### Task
Scan the data beneath this task and copy each line that includes "with".

### Supplied data
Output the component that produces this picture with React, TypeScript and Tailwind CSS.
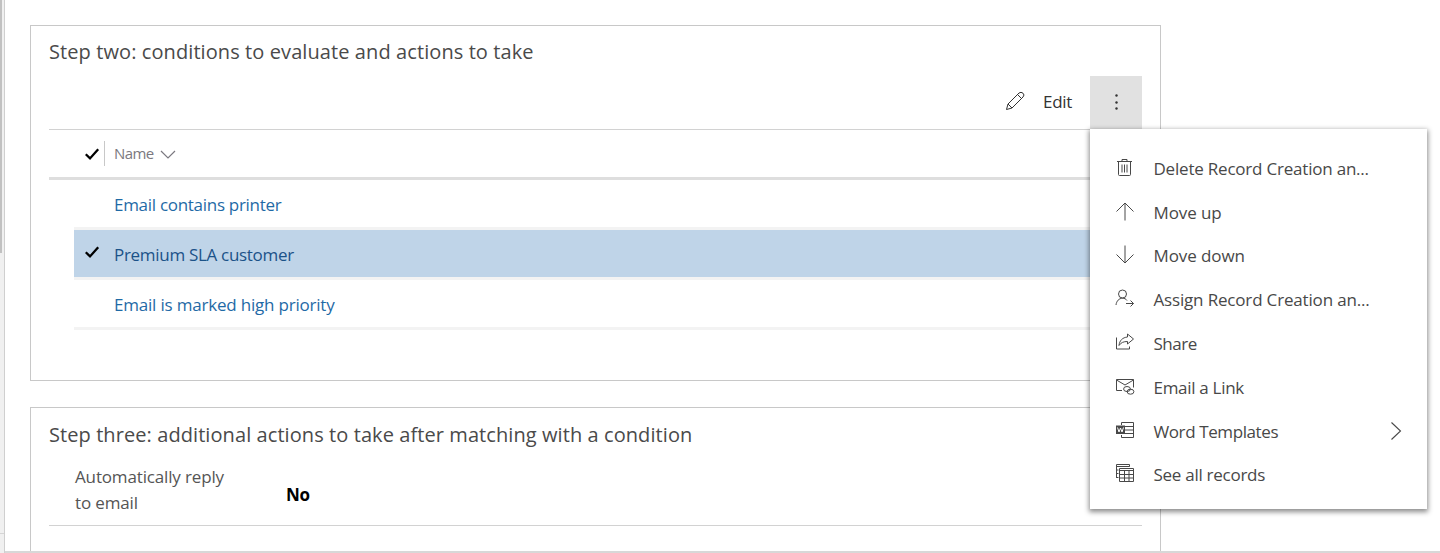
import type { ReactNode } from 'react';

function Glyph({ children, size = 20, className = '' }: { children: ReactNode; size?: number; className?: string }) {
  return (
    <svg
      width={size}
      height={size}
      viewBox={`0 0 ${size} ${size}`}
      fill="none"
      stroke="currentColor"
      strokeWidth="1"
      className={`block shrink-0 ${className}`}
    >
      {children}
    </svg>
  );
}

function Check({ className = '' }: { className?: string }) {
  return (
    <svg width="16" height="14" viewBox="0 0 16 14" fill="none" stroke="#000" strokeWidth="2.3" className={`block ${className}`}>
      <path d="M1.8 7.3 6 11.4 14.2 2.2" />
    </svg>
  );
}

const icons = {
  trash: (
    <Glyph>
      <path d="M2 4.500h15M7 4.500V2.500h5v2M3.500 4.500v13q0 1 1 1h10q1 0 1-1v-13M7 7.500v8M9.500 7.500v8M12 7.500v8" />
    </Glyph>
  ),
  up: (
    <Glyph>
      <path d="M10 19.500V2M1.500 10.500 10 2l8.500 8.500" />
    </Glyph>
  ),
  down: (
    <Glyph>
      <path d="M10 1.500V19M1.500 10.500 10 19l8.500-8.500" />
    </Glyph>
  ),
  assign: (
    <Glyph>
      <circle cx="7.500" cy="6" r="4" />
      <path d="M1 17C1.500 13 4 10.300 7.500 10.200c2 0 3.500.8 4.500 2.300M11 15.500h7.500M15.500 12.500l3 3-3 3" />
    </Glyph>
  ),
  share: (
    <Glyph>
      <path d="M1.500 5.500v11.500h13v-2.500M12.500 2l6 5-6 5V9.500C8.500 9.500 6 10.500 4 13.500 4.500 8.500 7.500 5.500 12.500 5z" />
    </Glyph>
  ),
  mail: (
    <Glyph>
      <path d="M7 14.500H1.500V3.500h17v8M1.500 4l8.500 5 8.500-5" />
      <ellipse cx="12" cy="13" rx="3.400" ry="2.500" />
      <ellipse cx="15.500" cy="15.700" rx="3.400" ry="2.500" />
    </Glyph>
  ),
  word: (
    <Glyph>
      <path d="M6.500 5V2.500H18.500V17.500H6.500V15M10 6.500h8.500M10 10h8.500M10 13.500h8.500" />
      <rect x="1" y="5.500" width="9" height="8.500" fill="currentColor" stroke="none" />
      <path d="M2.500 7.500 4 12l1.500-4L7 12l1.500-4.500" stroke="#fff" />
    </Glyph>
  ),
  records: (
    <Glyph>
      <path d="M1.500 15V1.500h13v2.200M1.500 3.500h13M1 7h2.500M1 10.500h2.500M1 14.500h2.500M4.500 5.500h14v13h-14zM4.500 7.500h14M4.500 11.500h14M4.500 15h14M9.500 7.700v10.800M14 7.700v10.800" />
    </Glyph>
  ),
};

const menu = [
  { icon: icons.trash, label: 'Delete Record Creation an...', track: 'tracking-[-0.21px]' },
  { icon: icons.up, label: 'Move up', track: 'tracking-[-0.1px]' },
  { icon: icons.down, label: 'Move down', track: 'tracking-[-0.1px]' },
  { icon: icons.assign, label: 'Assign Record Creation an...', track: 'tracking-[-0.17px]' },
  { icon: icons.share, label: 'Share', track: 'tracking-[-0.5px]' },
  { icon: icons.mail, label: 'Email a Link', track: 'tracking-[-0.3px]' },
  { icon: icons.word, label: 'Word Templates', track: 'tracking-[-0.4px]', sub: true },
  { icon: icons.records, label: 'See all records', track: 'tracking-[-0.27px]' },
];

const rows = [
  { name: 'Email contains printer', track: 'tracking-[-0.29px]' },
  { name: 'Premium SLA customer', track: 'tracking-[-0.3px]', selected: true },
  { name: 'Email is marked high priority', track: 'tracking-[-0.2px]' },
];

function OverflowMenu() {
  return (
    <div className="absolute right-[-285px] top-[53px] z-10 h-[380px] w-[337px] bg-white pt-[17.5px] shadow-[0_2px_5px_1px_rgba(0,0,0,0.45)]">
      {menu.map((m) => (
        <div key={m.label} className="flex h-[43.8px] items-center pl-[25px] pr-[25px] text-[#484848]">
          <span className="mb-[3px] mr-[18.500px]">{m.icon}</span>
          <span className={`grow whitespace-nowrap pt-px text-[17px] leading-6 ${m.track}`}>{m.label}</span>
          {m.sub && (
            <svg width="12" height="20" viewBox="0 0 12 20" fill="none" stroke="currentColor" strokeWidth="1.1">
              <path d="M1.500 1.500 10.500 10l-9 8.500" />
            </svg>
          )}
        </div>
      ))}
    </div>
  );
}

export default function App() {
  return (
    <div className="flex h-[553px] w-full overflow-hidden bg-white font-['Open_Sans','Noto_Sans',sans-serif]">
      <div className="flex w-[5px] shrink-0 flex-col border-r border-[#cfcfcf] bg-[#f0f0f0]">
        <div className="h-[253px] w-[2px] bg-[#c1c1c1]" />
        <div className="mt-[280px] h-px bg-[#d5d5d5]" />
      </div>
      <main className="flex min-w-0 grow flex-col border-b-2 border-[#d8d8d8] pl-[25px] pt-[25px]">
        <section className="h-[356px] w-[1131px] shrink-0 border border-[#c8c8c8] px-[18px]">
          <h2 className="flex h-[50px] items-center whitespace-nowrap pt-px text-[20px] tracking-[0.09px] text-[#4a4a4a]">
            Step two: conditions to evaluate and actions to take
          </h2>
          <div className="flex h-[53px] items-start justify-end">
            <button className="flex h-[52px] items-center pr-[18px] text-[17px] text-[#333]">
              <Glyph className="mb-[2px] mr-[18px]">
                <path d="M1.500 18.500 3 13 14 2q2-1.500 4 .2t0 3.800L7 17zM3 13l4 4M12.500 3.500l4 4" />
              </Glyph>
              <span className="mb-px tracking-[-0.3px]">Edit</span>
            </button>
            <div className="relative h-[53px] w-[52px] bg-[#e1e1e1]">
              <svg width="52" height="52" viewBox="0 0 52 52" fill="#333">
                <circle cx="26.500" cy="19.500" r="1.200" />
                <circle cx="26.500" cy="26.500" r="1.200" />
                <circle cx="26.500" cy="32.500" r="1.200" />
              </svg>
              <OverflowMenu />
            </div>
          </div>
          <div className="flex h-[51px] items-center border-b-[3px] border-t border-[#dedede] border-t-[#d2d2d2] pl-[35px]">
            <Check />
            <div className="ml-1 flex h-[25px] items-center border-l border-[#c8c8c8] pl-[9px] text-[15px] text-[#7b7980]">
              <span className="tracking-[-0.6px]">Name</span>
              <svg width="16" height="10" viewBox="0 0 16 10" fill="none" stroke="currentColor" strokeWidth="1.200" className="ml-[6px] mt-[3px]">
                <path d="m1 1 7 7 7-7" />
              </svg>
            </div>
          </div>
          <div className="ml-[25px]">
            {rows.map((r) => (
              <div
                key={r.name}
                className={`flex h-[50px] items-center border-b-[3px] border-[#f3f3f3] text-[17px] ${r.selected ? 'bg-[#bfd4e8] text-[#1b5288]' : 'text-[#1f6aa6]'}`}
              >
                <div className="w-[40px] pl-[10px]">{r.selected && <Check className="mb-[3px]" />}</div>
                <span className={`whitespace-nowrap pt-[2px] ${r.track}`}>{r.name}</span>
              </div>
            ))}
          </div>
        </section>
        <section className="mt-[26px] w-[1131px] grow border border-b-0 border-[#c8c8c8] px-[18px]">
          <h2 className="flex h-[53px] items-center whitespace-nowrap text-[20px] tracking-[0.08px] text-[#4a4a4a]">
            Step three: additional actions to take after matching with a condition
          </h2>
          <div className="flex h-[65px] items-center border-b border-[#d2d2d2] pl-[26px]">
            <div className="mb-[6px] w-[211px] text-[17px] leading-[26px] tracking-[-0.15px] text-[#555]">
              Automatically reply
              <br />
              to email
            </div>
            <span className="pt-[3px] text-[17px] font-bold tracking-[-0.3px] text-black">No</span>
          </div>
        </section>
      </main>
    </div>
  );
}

### The answer
Output the component that produces this picture with React, TypeScript and Tailwind CSS.
            Step three: additional actions to take after matching with a condition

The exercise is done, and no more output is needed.